Let’s be blunt: From the perspective of academe, I am a failure. At the major research university where I earned my doctorate, the path that was set before me was long established and assumed. I would get my degree, land a tenure-track job, and turn my dissertation into a book, which would then win me tenure. It was a formula that served not only my committee members well but also their professors and the professors that came before them. I assumed I would follow in their footsteps.
However, the carrot that is the tenure-track position has eluded me. And it isn’t because I haven’t tried. I’ve been on the academic job market since 2008. I’ve been close to getting several tenure-track positions but, for various reasons, offers never materialized. At one university, the funding for the position was pulled. At another, the ego of the administration seems to have gotten in the way. The hiring committee had submitted two names to the provost. My name was listed second. The committee’s first choice declined the offer. Instead of then offering the job to me, the provost deemed the university’s search a failure, and its hiring committee started the process all over again the following year.
In 2011, I landed a tenure-track position at a local community college. However, the campus environment and the workload (teaching five writing-intensive courses each semester) wreaked havoc on my body and spirit. So I quit that job, cobbled together freelance work and adjunct teaching gigs, and worked on completing my book. I’m sure some readers will criticize me for being too choosy in a dire job market. But I thought that the community-college job should go to someone who actually wanted it, rather than someone who knew it was a bad fit for her after only a year.

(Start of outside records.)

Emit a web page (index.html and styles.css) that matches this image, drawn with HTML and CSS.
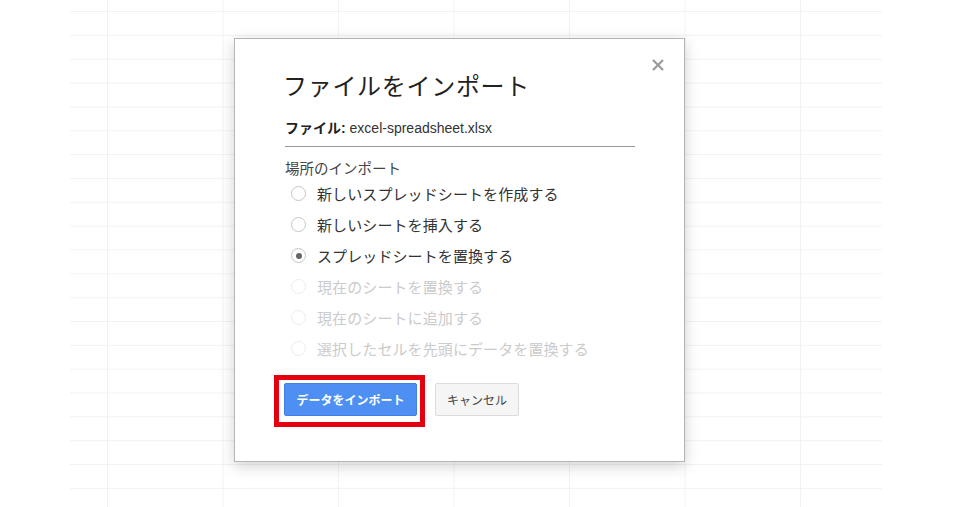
FILE: index.html
```html
<!DOCTYPE html>
<html lang="ja">
<head>
    <meta charset="UTF-8">
    <meta name="viewport" content="width=device-width, initial-scale=1.0">
    <title>ファイルをインポート</title>
    <link rel="stylesheet" href="styles.css">
</head>
<body>
    <div class="sheet">
        <div class="dialog">
            <button class="close" aria-label="閉じる">
                <svg width="12" height="12" viewBox="0 0 12 12"><path d="M1 1L11 11M11 1L1 11" stroke="#9a9a9a" stroke-width="2.2"/></svg>
            </button>
            <h2 class="title">ファイルをインポート</h2>
            <div class="file"><b>ファイル:</b> excel-spreadsheet.xlsx</div>

            <div class="section">場所のインポート</div>
            <label class="opt"><span class="radio"></span>新しいスプレッドシートを作成する</label>
            <label class="opt"><span class="radio"></span>新しいシートを挿入する</label>
            <label class="opt"><span class="radio checked"></span>スプレッドシートを置換する</label>
            <label class="opt disabled"><span class="radio"></span>現在のシートを置換する</label>
            <label class="opt disabled"><span class="radio"></span>現在のシートに追加する</label>
            <label class="opt disabled"><span class="radio"></span>選択したセルを先頭にデータを置換する</label>

            <div class="buttons">
                <span class="highlight"><button class="btn primary">データをインポート</button></span>
                <button class="btn">キャンセル</button>
            </div>
        </div>
    </div>
</body>
</html>
```

FILE: styles.css
```css
body { margin: 0; background: #fff; font-family: "Liberation Sans", Arial, "Noto Sans CJK JP", sans-serif; }
.sheet { width: 812px; height: 507px; margin-left: 70px; overflow: hidden; padding-top: 38px; box-sizing: border-box;
    background-image: linear-gradient(#f2f2f2 1px, transparent 1px), linear-gradient(90deg, #f2f2f2 1px, transparent 1px);
    background-size: 100% 23.85px, 115.5px 100%;
    background-position: 0 11px, 37px 0; }
.dialog { position: relative; width: 451px; height: 424px; margin-left: 164px; box-sizing: border-box; padding: 31px 49px 0 50px; background: #fff; border: 1px solid #b5b5b5; box-shadow: 0 4px 14px rgba(0, 0, 0, 0.18); }
.close { position: absolute; top: 20px; right: 20px; width: 12px; height: 12px; padding: 0; border: 0; background: none; display: flex; }
.title { margin: 0 0 0 -2px; font-family: "Noto Sans CJK JP", sans-serif; font-size: 24px; font-weight: normal; line-height: 30px; letter-spacing: 0.7px; color: #222; }
.file { margin-top: 18px; padding-bottom: 8px; border-bottom: 1px solid #999; font-size: 14px; line-height: 20px; color: #333; }
.file b { color: #222; }
.section { margin-top: 13px; font-size: 14.5px; line-height: 18px; color: #444; }
.opt { display: flex; align-items: center; height: 31px; font-size: 15px; color: #333; letter-spacing: 0.1px; }
.radio { width: 15px; height: 15px; margin: 0 11px 0 6px; box-sizing: border-box; border: 1px solid #c6c6c6; border-radius: 50%; display: flex; align-items: center; justify-content: center; }
.radio.checked::after { content: ""; width: 6px; height: 6px; border-radius: 50%; background: #666; }
.opt.disabled { color: #cbcbcb; }
.opt.disabled .radio { border-color: #ececec; }
.buttons { display: flex; align-items: flex-start; gap: 18px; margin-top: 19px; margin-left: -1px; }
.highlight { display: flex; border: 5px solid #e5000f; padding: 3px 3px 6px 5px; margin: -8px -8px -11px -10px; }
.btn { height: 33px; padding: 0 11px; font-family: "Liberation Sans", Arial, "Noto Sans CJK JP", sans-serif; font-size: 12px; color: #444; background: #f5f5f5; border: 1px solid #dcdcdc; border-radius: 2px; }
.btn.primary { width: 133px; font-weight: bold; color: #fff; background: #4d8ff2; border-color: #3f7fe6; }
```
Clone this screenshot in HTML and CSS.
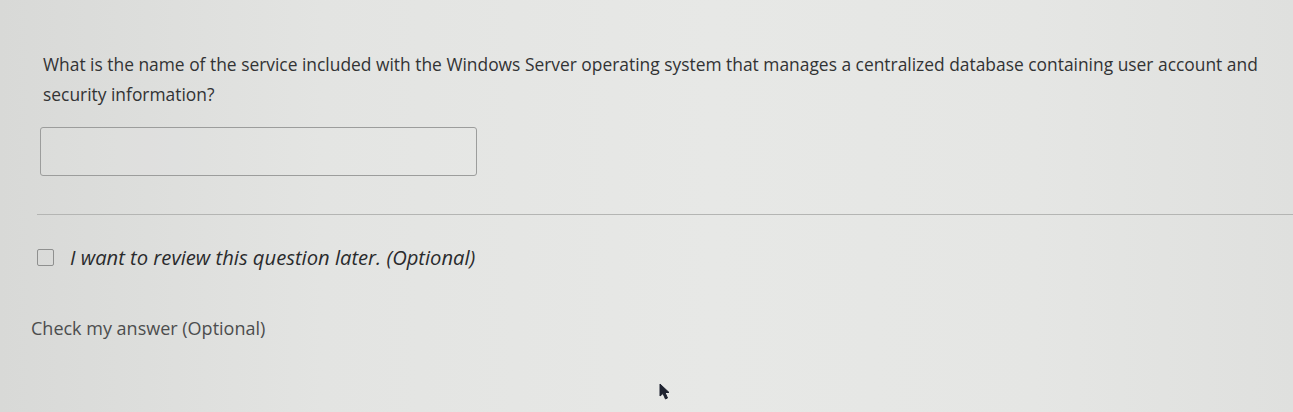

When I graduated, in 2010, I saw myself with a bright future in scholarship. My dissertation was a national finalist for best dissertation in the interdisciplinary field of American studies. I was already in conversation with two editors who represented the top academic presses in my field. If people had told me that I’d be making poverty-level wages after graduation and be unemployed four years later, I would have thought they were crazy.
But that’s exactly how things turned out—for me and for a lot of people who entered the job market in 2008, during the worst economic collapse since the Great Depression.
My book, From Orphan to Adoptee: U.S. Empire and Genealogies of Korean Adoption, was released in March by the University of Minnesota Press. In a different era, the book would mean that I might soon be celebrating my promotion to tenured associate professor somewhere. Instead, I’m facing unemployment in two months.
Coming to terms with the shape that my career has taken has been painful. It’s been even more difficult trying to avoid internalizing a sense of failure. In a society that socializes us to believe in the myth of meritocracy, it’s all too easy to see my stalled career as indicative of some flaw in myself. “There must be something wrong with me,” is the conclusion I drew when things didn’t go according to plan.
For a while, I tried to make myself feel better by acknowledging the larger structural forces at play. Loved ones reminded me that I had started my search when the job market bottomed out. And when the market started to come back, it took the shape of a bottleneck: Too many assistant professors, A.B.D.’s, and the recently graduated were all applying for too few positions.
But recognizing those market realities didn’t make me feel better, because I knew people landing tenure-track positions. “Why them and not me?” was the refrain in my head for years. Eventually I realized that this way of thinking was crushing my spirit, and I began to apply to my own situation the critical-thinking skills I had developed during graduate school.
I began to see that my feelings of failure came from a belief system that was created by others. Society was telling me what was important and what success looked like. (In my case, it looked like a tenure-track job.) I was measuring my success on the basis of someone else’s standards instead of my own, which is the opposite of what I advise my students. Both inside and outside the classroom, I encourage students to determine for themselves what’s important in their own lives. I also remind them that they are both judge and jury—they get to decide whether or not they’ve been successful, according to their own criteria. I needed to take my own advice.
I recently heard Deepak Chopra say there is wisdom in uncertainty. That goes against the grain of conventional thinking. It certainly goes against everything that academe has taught me. But I think he’s right, because being uncertain makes you open. Uncertainty leads you to question assumptions and expectations. It forces you to let go of prescribed answers to old questions and instead ask new questions: What does it mean to be successful? Where does my idea of success come from? Who said that being successful has to follow a particular path?
The uncertainty of the job market has helped me construct my own definition of success, which focuses on my own feelings rather than a prescribed image or set of concrete, tangible markers (like a tenure-track job). I am successful in some task or job when I feel authentic, validated, affirmed, supported, balanced, energized, and joyful.
Redefining success as a set of feelings has given me the courage to stop chasing the carrot and let go of academe.
This is not about admitting defeat or giving up. This is about setting my own standards of evaluation, based on my core beliefs and values rather than on the beliefs and values of an academic culture that judges as failures any Ph.D.’s who are contingent faculty members or who leave academe.
With that new definition of success in hand, I found a whole new world of possible career tracks opened up to me. As Audre Lorde so wisely warns, if I don’t define myself for myself, I will be “crunched into other people’s fantasies for me and eaten alive.” I no longer want to be eaten alive by academe.
Knowing that my time at Macalester College is winding down, my students ask with curiosity, “What’s next for you? Have you found another job yet?” In the past, questions like that would trigger a sense of embarrassment, shame, and guilt. Not this time around. I’m still nervous and uncertain about the future, but I answer with a tone of hopeful expectation because I have reinterpreted my impending unemployment as an opportunity to explore alternative paths rather than seeing it as a closed door.
“No, I haven’t yet,” I reply, “but I’m excited to see what new opportunities come my way and how the next stage of my life unfolds.”
They nod with a knowingness that comes from feeling a similar mix of anxiety, hope, and eagerness for the future.